Film français de Sébastien Betbeder (2022), avec Thomas Scimeca, Nicolas Belvalette (Usé), Jonathan Capdevielle, Léonie Dahan-Lamort, Marc Fraize, Jackie Berroyer, William Lebghil, Aloïse Sauvage, Béatrice de Staël… 1h35. Sortie le 14 septembre 2022.
Thomas Scimeca et Usé
Chez Sébastien Betbeder, tout peut arriver. Y compris qu’une bande de doux dingues prennent le maquis et en viennent à imaginer une nouvelle société. Le réalisateur n’aime rien tant que les marginaux et les francs-tireurs, mais il préfère en rire qu’en pleurer, tant il reste résolument optimiste contre vents et marées. Tout fout le camp flirte ainsi avec le fantastique dans ces plaines de Picardie qui recèlent tant de cadavres des guerres passées, à travers la rencontre d’un journaliste provincial avec un musicien misanthrope échaudé par la politique locale. Jusqu’au moment où le surnaturel s’invite parmi ces marginaux dubitatifs… Le réalisateur n’a pas son pareil pour plonger ses personnages dans des atmosphères singulières, en se démarquant de la réalité objective. Chez lui, le social passe souvent par l’étrange. Avec pour interprètes des personnalités atypiques. En l’occurrence ici le lunaire Thomas Scimeca, l’un de ses acteurs fétiches depuis 2015, mais aussi Nicolas Belvalette, connu comme musicien sous le pseudonyme d’Usé, qui s'est fait remarquer en se présentant comme candidat à la mairie d'Amiens lors des dernières élections municipales. Irruption de la réalité au beau milieu de ce qui ressemble à une pure fiction. Avec toujours aussi la présence de ces no man’s lands provinciaux qui situent topographiquement son cinéma dans une autre dimension où les critères sociologiques traditionnels n'ont plus lieu de s’appliquer.

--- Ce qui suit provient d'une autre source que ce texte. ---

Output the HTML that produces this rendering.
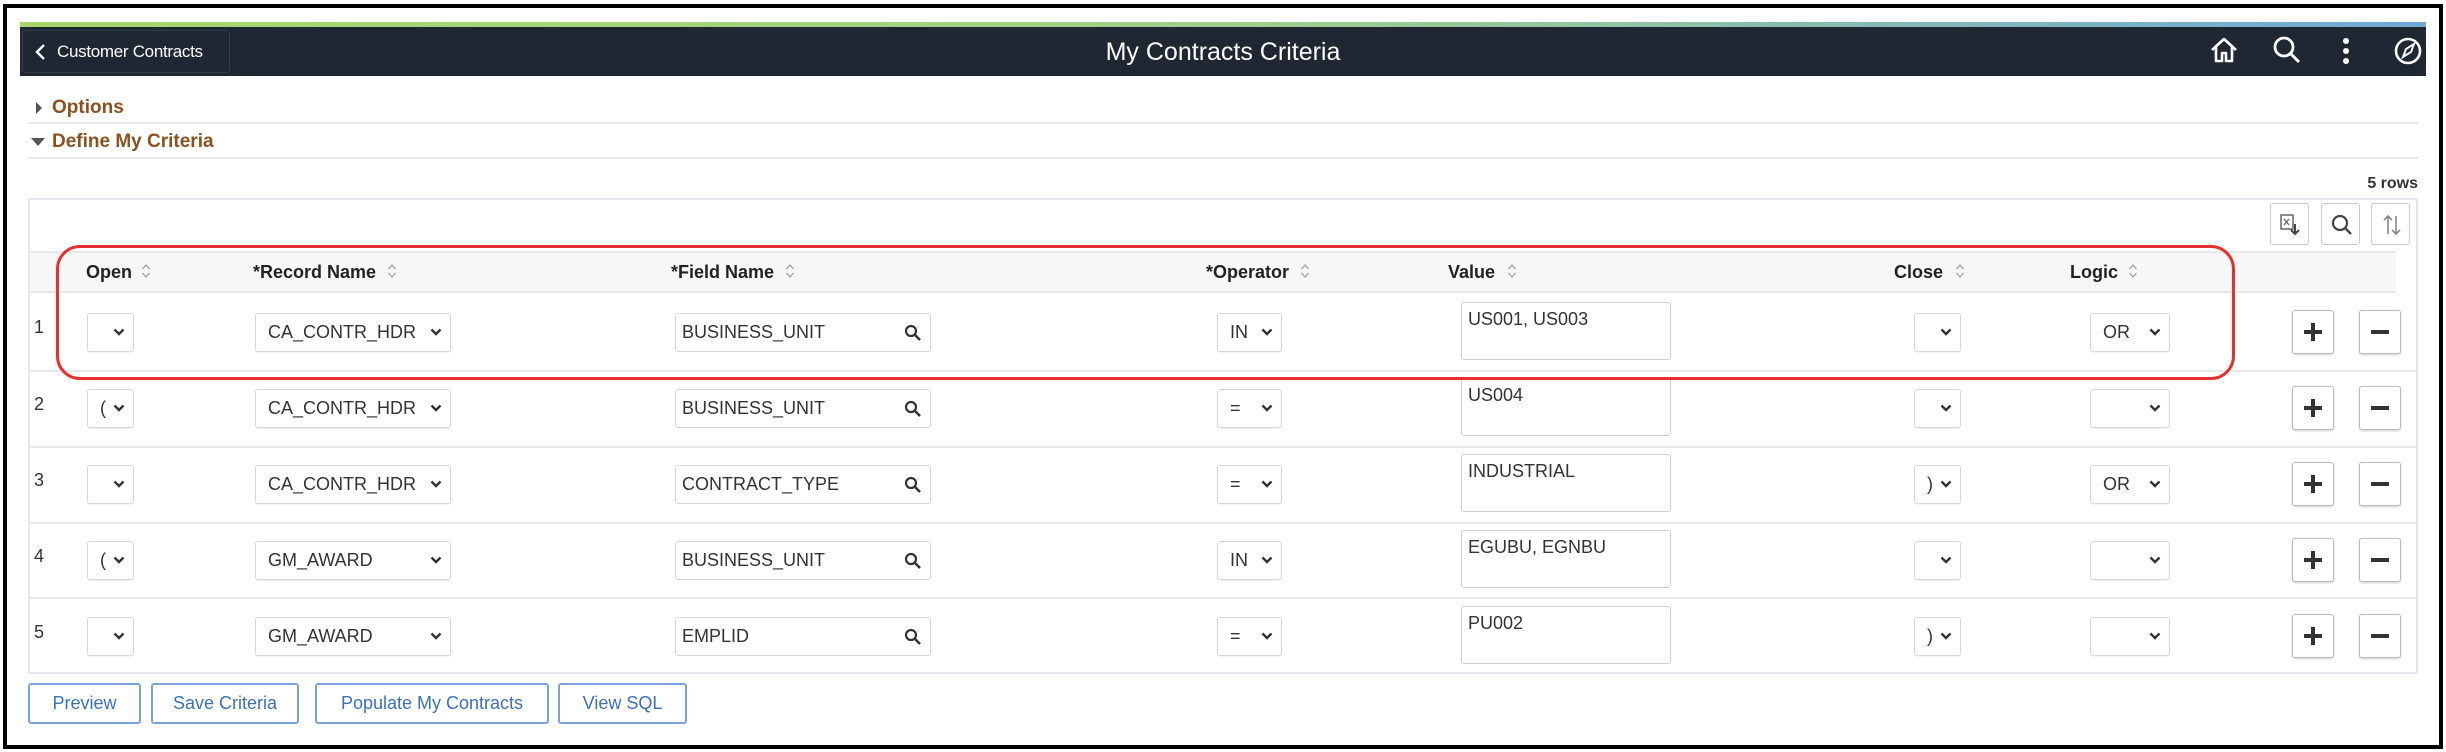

On reproche souvent, à juste titre, au cinéma français d’être parisien voire urbain et de ne refléter en conséquence qu’assez mal la réalité sociologique française. Originaire de Pau, Betbeder a contribué à faire exploser ses propres repères en investissant des lieux peu représentés à l’écran, qu’il s’agisse de l’île lointaine de Marie et les naufragés (2016), du Groenland où il a situé plusieurs de ses films, ou aujourd’hui d’Amiens. Ces lieux, ce fin observateur les filme sans chercher à les sublimer ou à les dénigrer, en laissant toujours la réalité s’insinuer dans les plus minuscules interstices de la fiction. Il y a chez les Pieds Nickelés qu’il met en scène un solide bon sens terrien qui ne s’interdit jamais de porter un regard acéré sur le monde environnant où tout devient possible par leur simple capacité à le sublimer. Betbeder n’a décidément pas son pareil pour transcender le quotidien le plus grisâtre en une sorte d’univers parallèle dont les rues désertes suggèrent des événements irrationnels en lieu et place d’une misère qui se dissimule pudiquement au regard des autres. Sous les dehors d’une fable iconoclaste et plutôt souriante, Tout fout le camp distille quelques considérations lucides sur cette “France profonde” à laquelle les Gilets Jaunes ont tenté de donner une existence médiatique. Dès lors, il émane quelque chose de prophétique de cette comédie humaine ancrée dans le réel.